+++ Entries

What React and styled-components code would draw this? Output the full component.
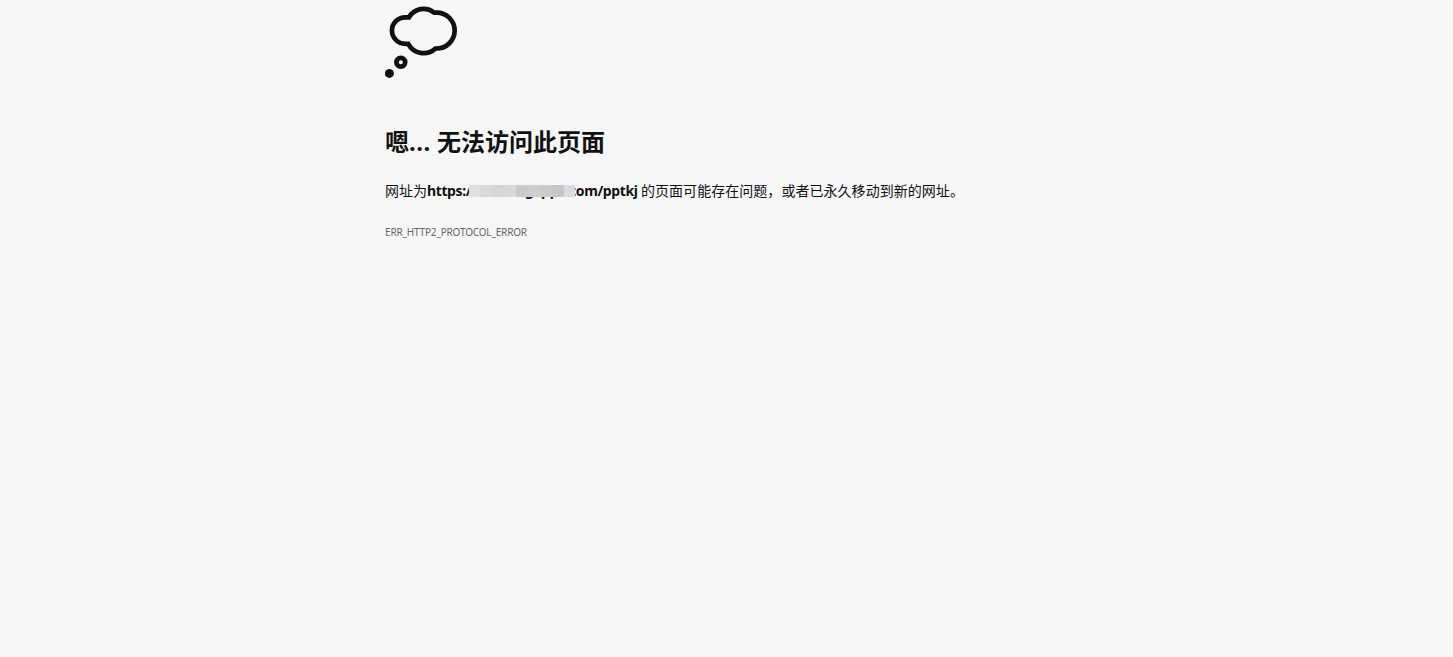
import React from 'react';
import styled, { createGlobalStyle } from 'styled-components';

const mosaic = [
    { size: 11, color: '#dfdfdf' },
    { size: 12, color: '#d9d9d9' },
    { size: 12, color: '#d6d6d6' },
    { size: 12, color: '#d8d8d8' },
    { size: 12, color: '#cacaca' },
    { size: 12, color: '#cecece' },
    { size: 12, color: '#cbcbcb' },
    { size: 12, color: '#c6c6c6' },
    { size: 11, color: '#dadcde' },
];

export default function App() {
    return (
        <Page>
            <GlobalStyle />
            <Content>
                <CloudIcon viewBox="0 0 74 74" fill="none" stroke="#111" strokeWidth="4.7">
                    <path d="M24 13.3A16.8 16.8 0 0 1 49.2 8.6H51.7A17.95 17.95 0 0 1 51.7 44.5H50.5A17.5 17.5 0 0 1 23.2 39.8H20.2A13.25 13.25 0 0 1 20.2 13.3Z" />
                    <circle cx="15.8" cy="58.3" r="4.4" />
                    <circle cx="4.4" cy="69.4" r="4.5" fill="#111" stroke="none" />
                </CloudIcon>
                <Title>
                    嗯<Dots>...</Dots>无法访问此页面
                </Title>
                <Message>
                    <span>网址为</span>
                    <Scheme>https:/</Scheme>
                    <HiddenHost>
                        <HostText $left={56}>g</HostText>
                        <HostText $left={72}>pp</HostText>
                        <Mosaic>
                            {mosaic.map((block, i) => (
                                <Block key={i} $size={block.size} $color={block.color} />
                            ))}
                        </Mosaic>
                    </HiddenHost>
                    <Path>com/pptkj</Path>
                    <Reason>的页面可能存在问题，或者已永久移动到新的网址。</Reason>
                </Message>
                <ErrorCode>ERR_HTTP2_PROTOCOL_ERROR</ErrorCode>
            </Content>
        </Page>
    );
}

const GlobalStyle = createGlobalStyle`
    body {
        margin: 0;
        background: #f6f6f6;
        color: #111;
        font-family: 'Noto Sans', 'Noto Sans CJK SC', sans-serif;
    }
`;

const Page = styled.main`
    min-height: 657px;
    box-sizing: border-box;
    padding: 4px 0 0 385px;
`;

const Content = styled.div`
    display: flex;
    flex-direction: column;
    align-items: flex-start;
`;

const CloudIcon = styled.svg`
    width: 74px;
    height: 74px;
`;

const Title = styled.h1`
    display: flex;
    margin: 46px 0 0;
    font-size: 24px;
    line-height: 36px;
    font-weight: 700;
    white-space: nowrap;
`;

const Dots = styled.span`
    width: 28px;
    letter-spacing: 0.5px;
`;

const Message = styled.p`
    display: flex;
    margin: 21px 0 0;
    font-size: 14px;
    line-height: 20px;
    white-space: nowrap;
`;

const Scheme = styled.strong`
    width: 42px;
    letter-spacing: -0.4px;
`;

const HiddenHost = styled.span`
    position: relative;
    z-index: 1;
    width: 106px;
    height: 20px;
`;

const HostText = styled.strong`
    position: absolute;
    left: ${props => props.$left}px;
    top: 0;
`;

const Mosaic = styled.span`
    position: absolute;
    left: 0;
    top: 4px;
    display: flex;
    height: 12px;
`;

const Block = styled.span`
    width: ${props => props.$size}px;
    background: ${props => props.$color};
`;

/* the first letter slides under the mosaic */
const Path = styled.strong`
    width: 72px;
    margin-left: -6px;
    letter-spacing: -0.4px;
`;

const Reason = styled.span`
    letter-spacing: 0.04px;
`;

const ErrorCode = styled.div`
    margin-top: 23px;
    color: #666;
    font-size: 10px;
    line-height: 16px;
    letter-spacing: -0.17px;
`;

++++++
+++ Entries

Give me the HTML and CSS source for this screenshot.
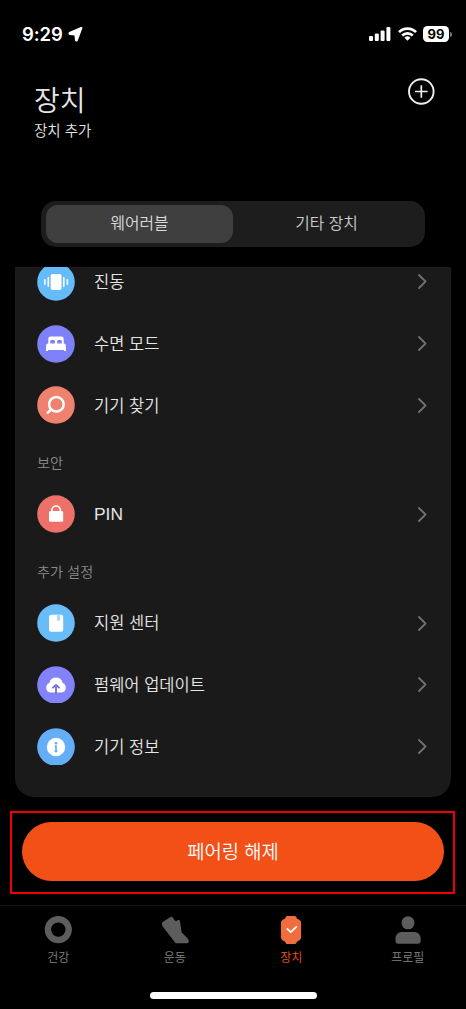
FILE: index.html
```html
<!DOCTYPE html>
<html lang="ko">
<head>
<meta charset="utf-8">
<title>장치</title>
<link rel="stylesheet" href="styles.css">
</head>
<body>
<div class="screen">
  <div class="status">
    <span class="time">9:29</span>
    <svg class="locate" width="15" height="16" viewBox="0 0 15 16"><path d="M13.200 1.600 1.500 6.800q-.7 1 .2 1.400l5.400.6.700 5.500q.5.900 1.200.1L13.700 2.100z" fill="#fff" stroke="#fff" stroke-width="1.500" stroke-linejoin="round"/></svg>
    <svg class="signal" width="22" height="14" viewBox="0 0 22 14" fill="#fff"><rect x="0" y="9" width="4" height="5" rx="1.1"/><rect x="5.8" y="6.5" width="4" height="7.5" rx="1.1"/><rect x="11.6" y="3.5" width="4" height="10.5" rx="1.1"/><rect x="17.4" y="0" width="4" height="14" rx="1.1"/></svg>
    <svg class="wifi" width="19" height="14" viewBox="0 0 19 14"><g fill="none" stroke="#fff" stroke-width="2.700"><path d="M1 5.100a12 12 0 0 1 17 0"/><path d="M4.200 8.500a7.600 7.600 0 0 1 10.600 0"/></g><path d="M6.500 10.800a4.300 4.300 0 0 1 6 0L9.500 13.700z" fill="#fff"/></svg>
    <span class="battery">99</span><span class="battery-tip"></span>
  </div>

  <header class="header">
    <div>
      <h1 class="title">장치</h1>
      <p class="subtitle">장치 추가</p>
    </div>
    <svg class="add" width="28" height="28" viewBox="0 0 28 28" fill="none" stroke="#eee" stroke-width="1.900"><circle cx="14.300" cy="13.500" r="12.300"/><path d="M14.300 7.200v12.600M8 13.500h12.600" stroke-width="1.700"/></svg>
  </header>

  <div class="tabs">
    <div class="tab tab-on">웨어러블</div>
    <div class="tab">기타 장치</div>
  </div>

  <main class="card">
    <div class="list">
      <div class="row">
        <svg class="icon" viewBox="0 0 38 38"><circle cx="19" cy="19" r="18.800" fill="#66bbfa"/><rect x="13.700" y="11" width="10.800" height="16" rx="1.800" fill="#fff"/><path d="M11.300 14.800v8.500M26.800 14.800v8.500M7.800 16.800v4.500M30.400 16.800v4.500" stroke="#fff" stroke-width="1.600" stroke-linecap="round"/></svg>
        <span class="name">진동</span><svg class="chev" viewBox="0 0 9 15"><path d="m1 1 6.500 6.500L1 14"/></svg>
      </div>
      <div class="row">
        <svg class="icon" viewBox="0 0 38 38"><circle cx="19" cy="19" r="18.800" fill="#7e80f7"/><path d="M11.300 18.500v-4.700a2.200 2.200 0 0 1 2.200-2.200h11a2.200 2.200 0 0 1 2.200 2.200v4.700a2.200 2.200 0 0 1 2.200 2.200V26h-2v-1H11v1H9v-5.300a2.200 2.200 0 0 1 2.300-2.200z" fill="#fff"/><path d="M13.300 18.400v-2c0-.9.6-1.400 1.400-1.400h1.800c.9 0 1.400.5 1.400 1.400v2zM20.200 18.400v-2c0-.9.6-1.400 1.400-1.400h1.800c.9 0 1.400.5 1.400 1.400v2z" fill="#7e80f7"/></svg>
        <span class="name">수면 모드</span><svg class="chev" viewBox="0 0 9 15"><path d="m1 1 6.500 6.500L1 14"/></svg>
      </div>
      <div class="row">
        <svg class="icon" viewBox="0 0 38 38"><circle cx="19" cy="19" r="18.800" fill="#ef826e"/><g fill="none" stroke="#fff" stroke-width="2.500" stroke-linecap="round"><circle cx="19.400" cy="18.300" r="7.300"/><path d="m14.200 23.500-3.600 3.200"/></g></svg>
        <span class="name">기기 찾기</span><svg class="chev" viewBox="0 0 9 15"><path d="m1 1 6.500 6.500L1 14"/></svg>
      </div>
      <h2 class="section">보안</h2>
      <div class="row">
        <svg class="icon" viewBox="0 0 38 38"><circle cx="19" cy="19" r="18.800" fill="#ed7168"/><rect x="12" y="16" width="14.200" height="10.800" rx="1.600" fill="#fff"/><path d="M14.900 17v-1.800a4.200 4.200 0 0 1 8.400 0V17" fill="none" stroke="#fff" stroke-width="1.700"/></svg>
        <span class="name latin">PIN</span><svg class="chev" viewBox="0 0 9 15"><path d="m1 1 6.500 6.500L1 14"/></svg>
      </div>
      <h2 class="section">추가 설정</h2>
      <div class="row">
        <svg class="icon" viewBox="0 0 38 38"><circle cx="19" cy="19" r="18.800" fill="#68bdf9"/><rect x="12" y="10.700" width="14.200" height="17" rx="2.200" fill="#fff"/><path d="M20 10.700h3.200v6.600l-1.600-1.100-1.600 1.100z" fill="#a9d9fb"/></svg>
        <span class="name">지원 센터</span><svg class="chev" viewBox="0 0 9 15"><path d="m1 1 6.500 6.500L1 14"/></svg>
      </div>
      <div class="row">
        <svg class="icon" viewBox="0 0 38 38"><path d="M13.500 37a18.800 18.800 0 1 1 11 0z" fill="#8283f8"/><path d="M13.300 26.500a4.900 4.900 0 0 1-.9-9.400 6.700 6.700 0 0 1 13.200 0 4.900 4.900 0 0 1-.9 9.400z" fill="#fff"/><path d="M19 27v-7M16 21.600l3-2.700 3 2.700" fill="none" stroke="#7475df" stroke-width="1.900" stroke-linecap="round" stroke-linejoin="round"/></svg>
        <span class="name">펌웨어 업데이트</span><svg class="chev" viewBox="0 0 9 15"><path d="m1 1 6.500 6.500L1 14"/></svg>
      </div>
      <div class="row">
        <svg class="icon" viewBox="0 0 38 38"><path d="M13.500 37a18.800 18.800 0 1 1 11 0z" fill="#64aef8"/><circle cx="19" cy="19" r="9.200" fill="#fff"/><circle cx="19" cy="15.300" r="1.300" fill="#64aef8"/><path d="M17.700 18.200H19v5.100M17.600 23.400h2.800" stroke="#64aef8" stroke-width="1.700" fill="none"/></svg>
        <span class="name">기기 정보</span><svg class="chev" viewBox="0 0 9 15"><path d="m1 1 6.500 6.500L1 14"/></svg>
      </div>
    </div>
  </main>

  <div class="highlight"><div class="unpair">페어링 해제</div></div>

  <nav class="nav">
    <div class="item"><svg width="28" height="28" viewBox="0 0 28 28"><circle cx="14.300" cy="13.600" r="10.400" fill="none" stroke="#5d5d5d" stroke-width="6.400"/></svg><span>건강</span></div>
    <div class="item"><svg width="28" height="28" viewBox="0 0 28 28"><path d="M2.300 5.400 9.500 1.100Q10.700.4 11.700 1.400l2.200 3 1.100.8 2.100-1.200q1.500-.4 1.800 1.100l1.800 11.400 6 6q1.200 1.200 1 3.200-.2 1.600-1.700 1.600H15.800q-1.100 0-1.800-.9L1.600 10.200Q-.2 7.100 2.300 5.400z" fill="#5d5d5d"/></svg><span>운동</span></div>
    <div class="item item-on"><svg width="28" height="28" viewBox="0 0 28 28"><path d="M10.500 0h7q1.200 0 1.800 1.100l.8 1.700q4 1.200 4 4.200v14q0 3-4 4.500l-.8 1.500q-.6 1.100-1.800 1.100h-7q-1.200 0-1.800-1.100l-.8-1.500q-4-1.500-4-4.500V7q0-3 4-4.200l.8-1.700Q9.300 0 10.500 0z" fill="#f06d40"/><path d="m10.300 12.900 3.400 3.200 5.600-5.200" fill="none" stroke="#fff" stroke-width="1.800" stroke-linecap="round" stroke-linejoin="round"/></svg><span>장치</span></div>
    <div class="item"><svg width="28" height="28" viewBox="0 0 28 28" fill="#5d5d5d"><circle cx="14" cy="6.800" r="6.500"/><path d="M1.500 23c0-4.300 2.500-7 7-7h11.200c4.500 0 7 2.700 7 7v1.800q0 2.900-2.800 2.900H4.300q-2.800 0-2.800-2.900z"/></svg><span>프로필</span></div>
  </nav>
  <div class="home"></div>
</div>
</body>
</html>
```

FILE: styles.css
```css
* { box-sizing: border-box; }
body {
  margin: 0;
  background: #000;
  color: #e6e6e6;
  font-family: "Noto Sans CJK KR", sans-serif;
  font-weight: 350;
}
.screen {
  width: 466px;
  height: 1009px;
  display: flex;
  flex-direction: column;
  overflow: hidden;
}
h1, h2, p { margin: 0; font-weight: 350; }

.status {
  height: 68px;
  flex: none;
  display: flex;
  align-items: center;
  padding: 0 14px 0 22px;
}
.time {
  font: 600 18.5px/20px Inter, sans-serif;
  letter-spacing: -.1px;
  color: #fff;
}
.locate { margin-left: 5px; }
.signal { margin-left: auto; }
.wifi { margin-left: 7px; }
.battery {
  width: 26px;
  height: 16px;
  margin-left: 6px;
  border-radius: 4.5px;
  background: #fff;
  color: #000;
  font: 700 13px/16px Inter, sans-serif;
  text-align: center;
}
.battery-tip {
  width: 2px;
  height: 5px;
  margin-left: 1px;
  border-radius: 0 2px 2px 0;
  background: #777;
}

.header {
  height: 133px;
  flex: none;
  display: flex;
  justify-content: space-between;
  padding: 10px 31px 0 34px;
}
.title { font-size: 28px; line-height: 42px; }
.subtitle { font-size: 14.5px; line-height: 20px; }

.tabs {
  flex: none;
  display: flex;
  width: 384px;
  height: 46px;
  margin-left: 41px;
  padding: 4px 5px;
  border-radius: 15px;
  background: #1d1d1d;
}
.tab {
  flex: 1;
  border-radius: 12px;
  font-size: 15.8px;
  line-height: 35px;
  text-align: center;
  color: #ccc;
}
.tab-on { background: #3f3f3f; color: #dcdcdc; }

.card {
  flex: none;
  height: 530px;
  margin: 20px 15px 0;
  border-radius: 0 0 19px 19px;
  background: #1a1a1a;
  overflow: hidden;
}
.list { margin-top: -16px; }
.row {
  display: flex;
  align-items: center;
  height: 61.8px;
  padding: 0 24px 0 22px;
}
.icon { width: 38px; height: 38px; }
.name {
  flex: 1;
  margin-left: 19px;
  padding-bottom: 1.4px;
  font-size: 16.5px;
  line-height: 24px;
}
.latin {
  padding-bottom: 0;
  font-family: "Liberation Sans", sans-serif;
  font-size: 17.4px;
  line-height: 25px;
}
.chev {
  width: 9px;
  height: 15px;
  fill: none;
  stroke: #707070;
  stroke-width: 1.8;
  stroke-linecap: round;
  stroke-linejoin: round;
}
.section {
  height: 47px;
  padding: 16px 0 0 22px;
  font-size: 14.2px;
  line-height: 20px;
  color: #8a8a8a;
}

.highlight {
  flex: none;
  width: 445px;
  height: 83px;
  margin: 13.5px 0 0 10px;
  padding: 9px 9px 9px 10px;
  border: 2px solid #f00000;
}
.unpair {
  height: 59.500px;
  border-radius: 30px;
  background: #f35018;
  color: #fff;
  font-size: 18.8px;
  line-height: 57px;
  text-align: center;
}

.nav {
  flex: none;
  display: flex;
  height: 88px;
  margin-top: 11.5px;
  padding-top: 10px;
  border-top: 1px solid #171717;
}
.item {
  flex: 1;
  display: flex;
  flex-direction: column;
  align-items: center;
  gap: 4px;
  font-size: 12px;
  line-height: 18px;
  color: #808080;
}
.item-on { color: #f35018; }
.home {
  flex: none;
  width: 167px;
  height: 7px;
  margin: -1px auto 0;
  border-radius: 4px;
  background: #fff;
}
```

++++++

◆ **Instructions to follow**
Extract every line containing the string "components" from the material.

◆ **Full response**
What React and styled-components code would draw this? Output the full component.
import styled, { createGlobalStyle } from 'styled-components';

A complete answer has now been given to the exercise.